かわいそうなペネロピ(『アダムス・ファミリー』の不気味なオデコの少女役・クリスティーナ・リッチが魅力的!)は、世間体は死んだことにされ、大邸宅の中で幽閉生活を送っている。
オープニング・タイトルでの因果応報の解説をはじめ色々な面で、この映画は『美女と野獣』のパロディと言えるくらい、とてもよく似ている。

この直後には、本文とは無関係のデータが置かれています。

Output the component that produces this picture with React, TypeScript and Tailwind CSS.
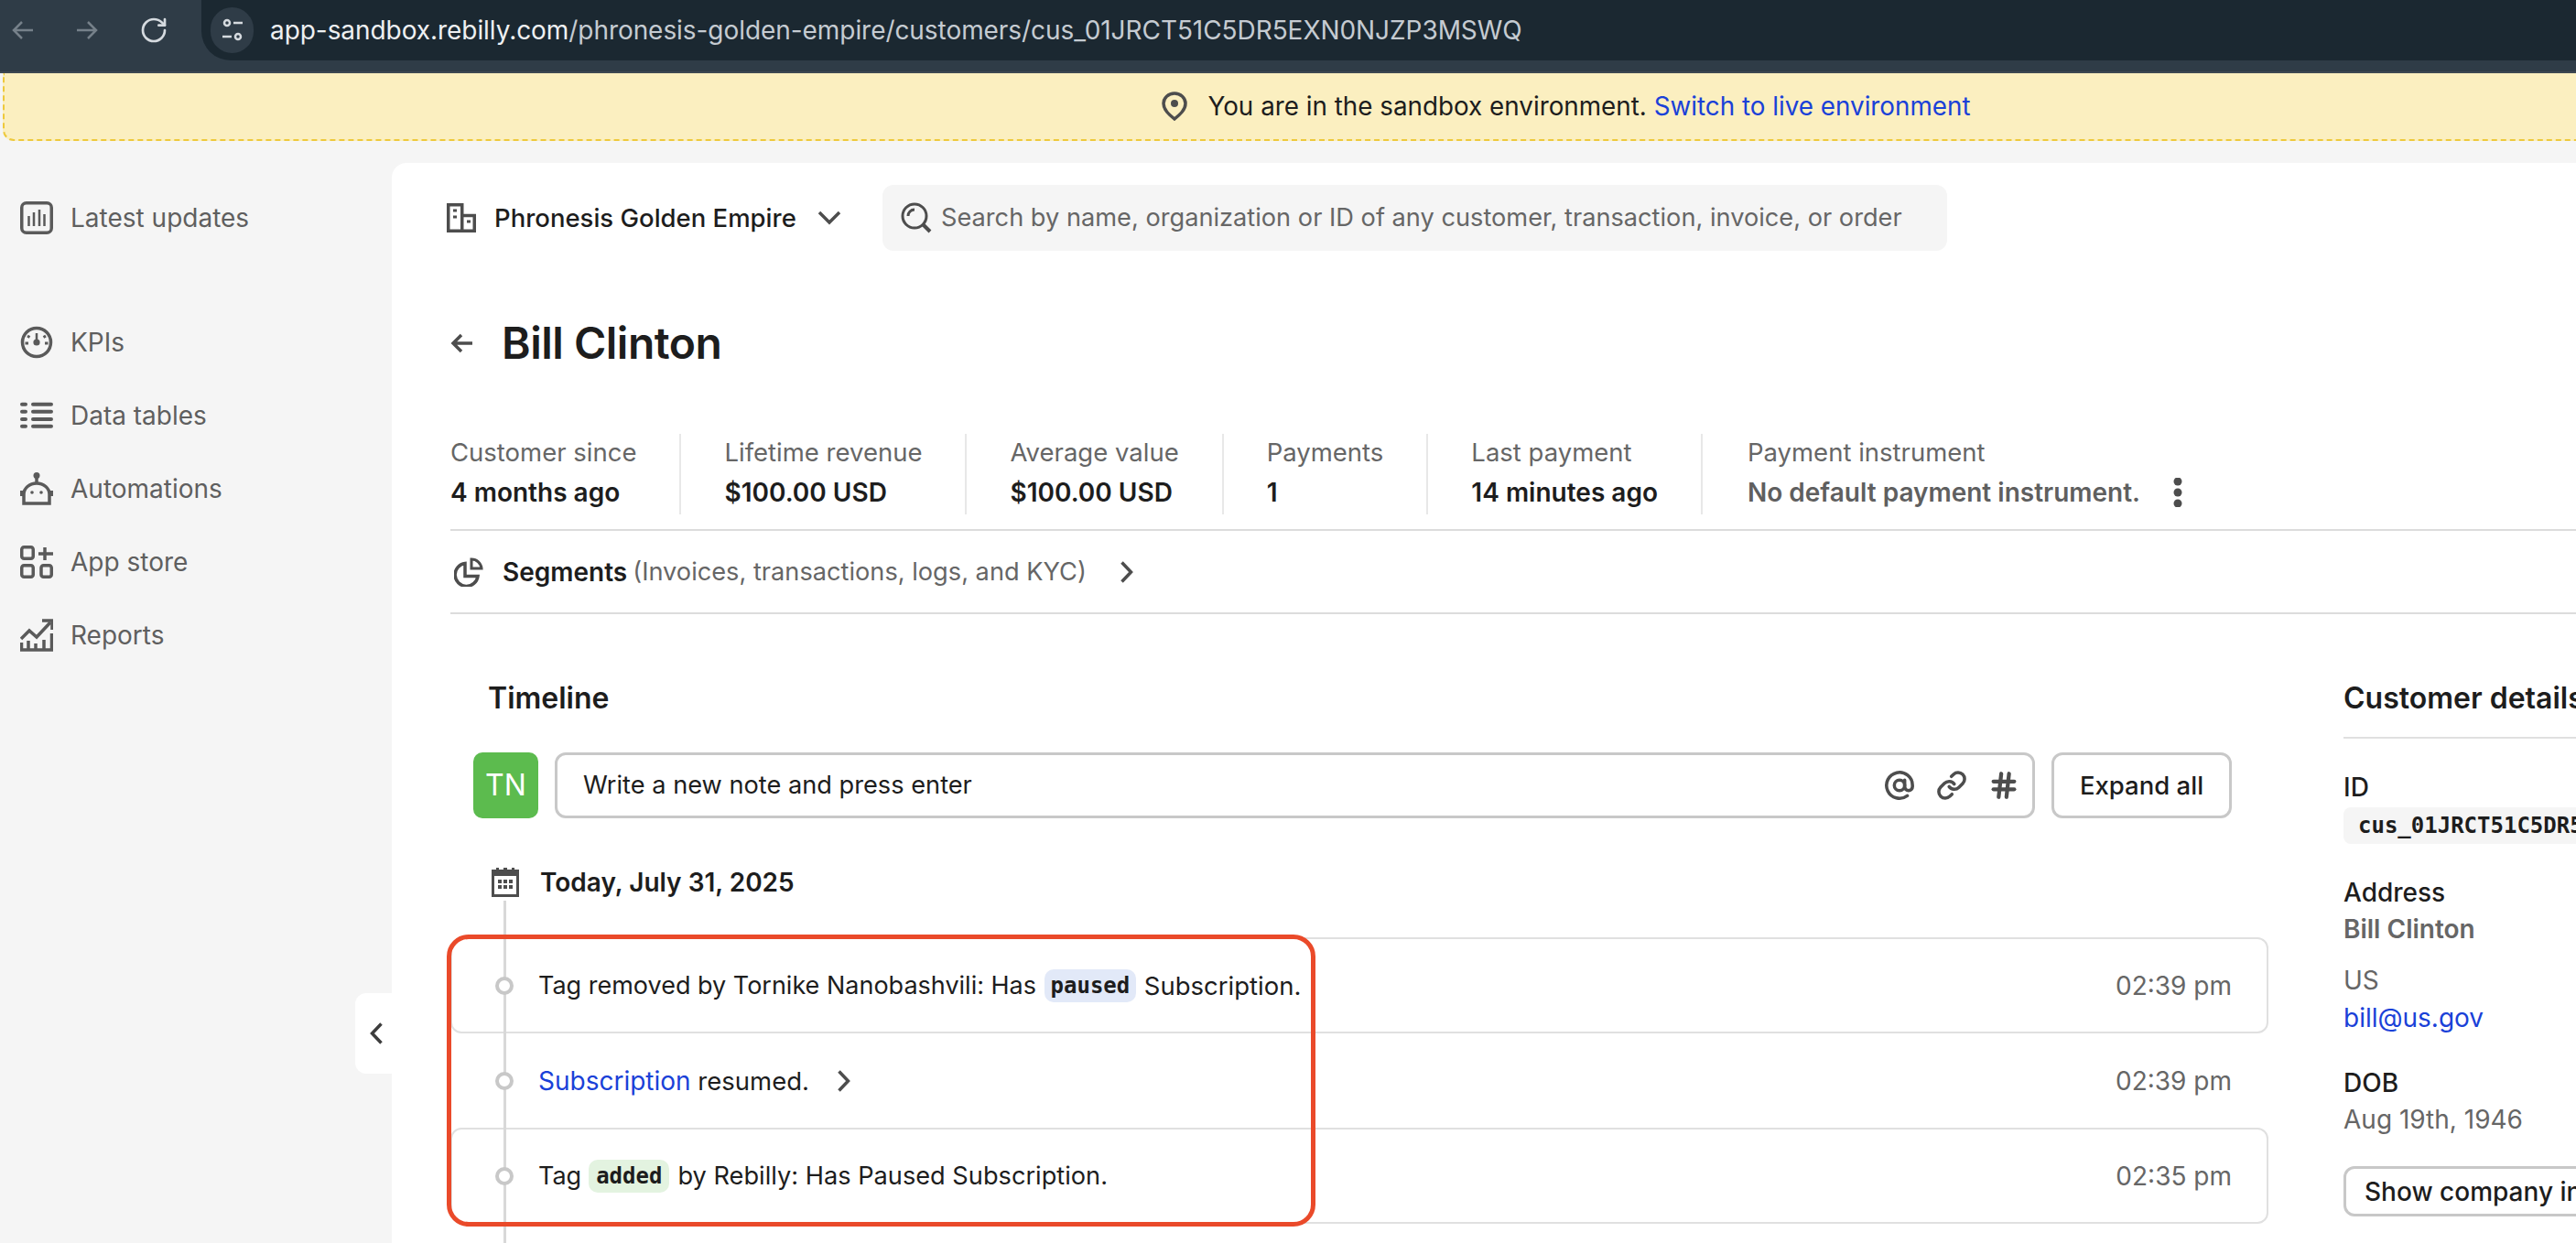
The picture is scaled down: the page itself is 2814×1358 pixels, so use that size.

と言っても、「ペネロピ」は”ビースト”ではなくて、”ベル”のほうだが。
実際に映画の中でも、「豚と野獣」という表現が出てくるが、”ビースト”と言うよりは、”ガストン”みたいな嫌なヤツ(ペネロピと見合いをして逃げ出した名家のアホ息子)が、野獣の役割を担っている。

ペネロピも娘想いの両親も、「いつか王子様が」やって来て呪いを解いてくれると信じており、頻繁に邸宅で名家の子息たちとのマッチメイキングを試みるが、みんな恐れをなして逃げ帰ってしまう。
そんな、待ちのペネロピに変化の兆しをもたらす「王子さま」も、最初は門外不出(?)の豚鼻撮影が目的のパパラッチなのだ。
マジックミラー越しの彼とのお見合い場面に、純なペネロピの乙女心が見え隠れして微笑ましい。
ペネロピの呪いを解くのは、王子さまのキスではないところが、現代のお伽噺らしいところで、コンプレックスを持った人を元気づけてくれるが…。

在るがままの自分を受け容れてくれる相手こそ、最高のパートナーなのはもちろんだが、その前に先ず、窓を開けて外の世界へ飛び出せるか?ハッピーエンディングには勇気が必要だ。